## Exercise task:
Return each line of the listing below, unchanged, and omit the images.

*** Data extract

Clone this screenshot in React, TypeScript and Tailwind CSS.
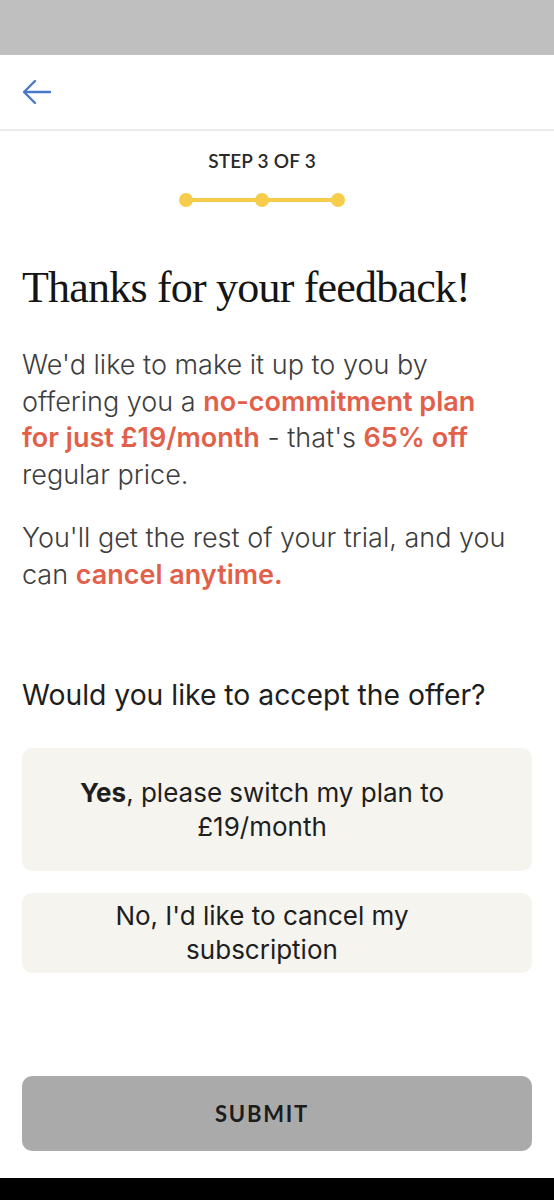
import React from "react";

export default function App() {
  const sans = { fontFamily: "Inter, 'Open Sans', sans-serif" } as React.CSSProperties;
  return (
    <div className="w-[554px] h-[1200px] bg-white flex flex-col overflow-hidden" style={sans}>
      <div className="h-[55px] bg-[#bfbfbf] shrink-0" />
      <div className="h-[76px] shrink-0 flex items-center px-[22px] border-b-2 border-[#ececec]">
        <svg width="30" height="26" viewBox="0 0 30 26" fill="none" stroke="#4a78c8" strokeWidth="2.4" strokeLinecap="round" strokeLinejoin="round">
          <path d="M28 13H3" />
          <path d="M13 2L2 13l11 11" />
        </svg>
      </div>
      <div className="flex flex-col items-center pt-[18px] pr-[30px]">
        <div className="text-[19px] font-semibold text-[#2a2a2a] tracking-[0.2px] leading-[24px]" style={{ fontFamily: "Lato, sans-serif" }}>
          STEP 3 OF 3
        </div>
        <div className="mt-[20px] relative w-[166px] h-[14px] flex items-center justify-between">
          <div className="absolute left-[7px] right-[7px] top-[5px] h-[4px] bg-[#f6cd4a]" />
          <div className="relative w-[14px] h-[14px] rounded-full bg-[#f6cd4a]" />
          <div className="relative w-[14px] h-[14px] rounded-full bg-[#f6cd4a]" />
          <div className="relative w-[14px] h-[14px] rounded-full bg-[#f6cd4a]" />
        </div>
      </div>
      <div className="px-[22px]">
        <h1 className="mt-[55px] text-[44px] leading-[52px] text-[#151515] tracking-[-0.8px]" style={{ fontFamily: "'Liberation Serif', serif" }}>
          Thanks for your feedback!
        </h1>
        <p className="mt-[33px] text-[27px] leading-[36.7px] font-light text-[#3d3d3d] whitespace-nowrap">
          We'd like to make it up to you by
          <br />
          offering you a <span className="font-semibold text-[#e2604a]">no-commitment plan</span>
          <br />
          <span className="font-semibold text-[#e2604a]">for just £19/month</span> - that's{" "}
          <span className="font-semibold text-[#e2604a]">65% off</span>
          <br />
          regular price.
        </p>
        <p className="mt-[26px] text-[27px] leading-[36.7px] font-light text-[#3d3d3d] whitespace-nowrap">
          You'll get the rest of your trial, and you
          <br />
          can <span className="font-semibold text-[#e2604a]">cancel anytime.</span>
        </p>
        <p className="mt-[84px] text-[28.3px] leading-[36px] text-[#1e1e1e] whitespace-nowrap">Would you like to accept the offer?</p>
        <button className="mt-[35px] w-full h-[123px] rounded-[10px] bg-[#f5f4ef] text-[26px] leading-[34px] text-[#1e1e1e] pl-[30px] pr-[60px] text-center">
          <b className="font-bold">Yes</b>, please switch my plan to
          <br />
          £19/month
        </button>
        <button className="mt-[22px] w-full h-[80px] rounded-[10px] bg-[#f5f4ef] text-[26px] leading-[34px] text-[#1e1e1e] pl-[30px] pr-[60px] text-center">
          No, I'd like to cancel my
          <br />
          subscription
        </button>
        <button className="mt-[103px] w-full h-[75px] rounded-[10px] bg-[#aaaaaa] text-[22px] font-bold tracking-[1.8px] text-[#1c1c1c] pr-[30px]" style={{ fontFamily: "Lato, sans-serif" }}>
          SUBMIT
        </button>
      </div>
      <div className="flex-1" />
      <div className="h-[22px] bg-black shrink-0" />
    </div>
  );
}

******

## Expected answer:
Clone this screenshot in React, TypeScript and Tailwind CSS.
import React from "react";

export default function App() {
  const sans = { fontFamily: "Inter, 'Open Sans', sans-serif" } as React.CSSProperties;
  return (
    <div className="w-[554px] h-[1200px] bg-white flex flex-col overflow-hidden" style={sans}>
      <div className="h-[55px] bg-[#bfbfbf] shrink-0" />
      <div className="h-[76px] shrink-0 flex items-center px-[22px] border-b-2 border-[#ececec]">
        <svg width="30" height="26" viewBox="0 0 30 26" fill="none" stroke="#4a78c8" strokeWidth="2.4" strokeLinecap="round" strokeLinejoin="round">
          <path d="M28 13H3" />
          <path d="M13 2L2 13l11 11" />
        </svg>
      </div>
      <div className="flex flex-col items-center pt-[18px] pr-[30px]">
        <div className="text-[19px] font-semibold text-[#2a2a2a] tracking-[0.2px] leading-[24px]" style={{ fontFamily: "Lato, sans-serif" }}>
          STEP 3 OF 3
        </div>
        <div className="mt-[20px] relative w-[166px] h-[14px] flex items-center justify-between">
          <div className="absolute left-[7px] right-[7px] top-[5px] h-[4px] bg-[#f6cd4a]" />
          <div className="relative w-[14px] h-[14px] rounded-full bg-[#f6cd4a]" />
          <div className="relative w-[14px] h-[14px] rounded-full bg-[#f6cd4a]" />
          <div className="relative w-[14px] h-[14px] rounded-full bg-[#f6cd4a]" />
        </div>
      </div>
      <div className="px-[22px]">
        <h1 className="mt-[55px] text-[44px] leading-[52px] text-[#151515] tracking-[-0.8px]" style={{ fontFamily: "'Liberation Serif', serif" }}>
          Thanks for your feedback!
        </h1>
        <p className="mt-[33px] text-[27px] leading-[36.7px] font-light text-[#3d3d3d] whitespace-nowrap">
          We'd like to make it up to you by
          <br />
          offering you a <span className="font-semibold text-[#e2604a]">no-commitment plan</span>
          <br />
          <span className="font-semibold text-[#e2604a]">for just £19/month</span> - that's{" "}
          <span className="font-semibold text-[#e2604a]">65% off</span>
          <br />
          regular price.
        </p>
        <p className="mt-[26px] text-[27px] leading-[36.7px] font-light text-[#3d3d3d] whitespace-nowrap">
          You'll get the rest of your trial, and you
          <br />
          can <span className="font-semibold text-[#e2604a]">cancel anytime.</span>
        </p>
        <p className="mt-[84px] text-[28.3px] leading-[36px] text-[#1e1e1e] whitespace-nowrap">Would you like to accept the offer?</p>
        <button className="mt-[35px] w-full h-[123px] rounded-[10px] bg-[#f5f4ef] text-[26px] leading-[34px] text-[#1e1e1e] pl-[30px] pr-[60px] text-center">
          <b className="font-bold">Yes</b>, please switch my plan to
          <br />
          £19/month
        </button>
        <button className="mt-[22px] w-full h-[80px] rounded-[10px] bg-[#f5f4ef] text-[26px] leading-[34px] text-[#1e1e1e] pl-[30px] pr-[60px] text-center">
          No, I'd like to cancel my
          <br />
          subscription
        </button>
        <button className="mt-[103px] w-full h-[75px] rounded-[10px] bg-[#aaaaaa] text-[22px] font-bold tracking-[1.8px] text-[#1c1c1c] pr-[30px]" style={{ fontFamily: "Lato, sans-serif" }}>
          SUBMIT
        </button>
      </div>
      <div className="flex-1" />
      <div className="h-[22px] bg-black shrink-0" />
    </div>
  );
}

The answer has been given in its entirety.